The relationship between the feature set and the corresponding true tool wear measured using the CCD camera can be expressed as a regression equation as follows:

$$ \mathbf{Y}={\mathbf{X}}_{\mathrm{nor}}\boldsymbol{\upbeta} +\boldsymbol{\upvarepsilon}, $$

(13)

where Y is the true tool wear, β is the n × 1 weight vector expressed as β = [β₁ β₂ … β_n]^T, and ε is the error vector of the regression equation. The features are not linearly independent; therefore, they must be transformed using PCA in an eigenspace in which the PC loading vectors are orthogonal to each other.

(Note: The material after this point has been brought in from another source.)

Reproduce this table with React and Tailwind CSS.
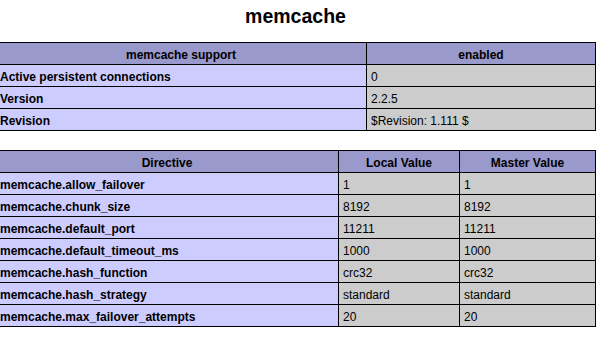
const support = [
  ["Active persistent connections", "0"],
  ["Version", "2.2.5"],
  ["Revision", "$Revision: 1.111 $"],
];

const directives = [
  ["memcache.allow_failover", "1", "1"],
  ["memcache.chunk_size", "8192", "8192"],
  ["memcache.default_port", "11211", "11211"],
  ["memcache.default_timeout_ms", "1000", "1000"],
  ["memcache.hash_function", "crc32", "crc32"],
  ["memcache.hash_strategy", "standard", "standard"],
  ["memcache.max_failover_attempts", "20", "20"],
];

const cell = "border border-black h-[22px] px-[4px] pt-[5px] pb-0 align-top leading-[14px] text-[12px]";

export default function App() {
  return (
    <div className="min-h-screen bg-white text-black font-['Liberation_Sans',Arial,sans-serif] overflow-hidden">
      <h1 className="pt-[2px] pr-[11px] text-center text-[19.5px] leading-[28px] font-bold">memcache</h1>

      {/* memcache support */}
      <table className="mt-[12px] ml-[-5px] w-[601px] table-fixed border-collapse">
        <colgroup>
          <col className="w-[371px]" />
          <col />
        </colgroup>
        <thead>
          <tr className="bg-[#9999cc]">
            <th className={`${cell} text-center font-bold`}>memcache support</th>
            <th className={`${cell} text-center font-bold`}>enabled</th>
          </tr>
        </thead>
        <tbody>
          {support.map(([k, v]) => (
            <tr key={k}>
              <td className={`${cell} bg-[#ccccff] font-bold text-left`}>{k}</td>
              <td className={`${cell} bg-[#cccccc] text-left`}>{v}</td>
            </tr>
          ))}
        </tbody>
      </table>

      {/* directives */}
      <table className="mt-[19px] ml-[-5px] w-[601px] table-fixed border-collapse">
        <colgroup>
          <col className="w-[343px]" />
          <col className="w-[121px]" />
          <col />
        </colgroup>
        <thead>
          <tr className="bg-[#9999cc]">
            <th className={`${cell} text-center font-bold`}>Directive</th>
            <th className={`${cell} text-center font-bold`}>Local Value</th>
            <th className={`${cell} text-center font-bold`}>Master Value</th>
          </tr>
        </thead>
        <tbody>
          {directives.map(([k, local, master]) => (
            <tr key={k}>
              <td className={`${cell} bg-[#ccccff] font-bold text-left`}>{k}</td>
              <td className={`${cell} bg-[#cccccc] text-left`}>{local}</td>
              <td className={`${cell} bg-[#cccccc] text-left`}>{master}</td>
            </tr>
          ))}
        </tbody>
      </table>
    </div>
  );
}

Because PP^T = I, Eq. (13) can be rewritten as follows:

$$ \mathbf{Y}={\hat{\mathbf{X}}}_{\mathrm{nor}}{\mathbf{PP}}^{\mathrm{T}}\boldsymbol{\upbeta} +\boldsymbol{\upvarepsilon} =\mathbf{F}\boldsymbol{\uptheta } +\boldsymbol{\upvarepsilon} $$

(14)

where \( \mathbf{F}={\hat{\mathbf{X}}}_{\mathrm{nor}}\mathbf{P} \) is the orthogonal transformation and \( {\mathrm{T}}_{\mathrm{m}\times \mathrm{r}}={\mathbf{X}}_{{\mathrm{n}\mathrm{or}}_{\mathrm{m}\times \mathrm{n}}}{\mathbf{P}}_{\mathrm{n}\times \mathrm{r}} \)θ = P^Tβ represents the regression coefficients in the eigenspace. The optimal regression coefficient \( \hat{\boldsymbol{\uptheta}} \) can be obtained directly by using the least squares method as follows:

$$ \hat{\boldsymbol{\uptheta}}={\left({\mathbf{F}}^{\mathrm{T}}\mathbf{F}\right)}^{-1}\left({\mathbf{F}}^{\mathrm{T}}\mathbf{Y}\right). $$

(15)

After the optimal regression coefficient \( \hat{\boldsymbol{\uptheta}} \) in the eigenspace is obtained, the contribution of each feature to tool wear, which is represented by the regression coefficient β, is determined by transforming \( \hat{\boldsymbol{\uptheta}} \) back into the original feature space. Consequently, the following equation is obtained: β = P\( \hat{\boldsymbol{\uptheta}} \). Moreover, the approximate tool wear \( \hat{\mathbf{Y}} \) can be obtained as a linear combination of the feature set X_nor as follows:

$$ \hat{\mathbf{Y}}={\mathbf{X}}_{\mathrm{nor}}\left(\mathbf{P}\hat{\boldsymbol{\uptheta}}\right), $$

(16)

where the contribution of each feature to tool wear is ranked by \( \mathbf{P}\hat{\boldsymbol{\uptheta}} \) in descending order.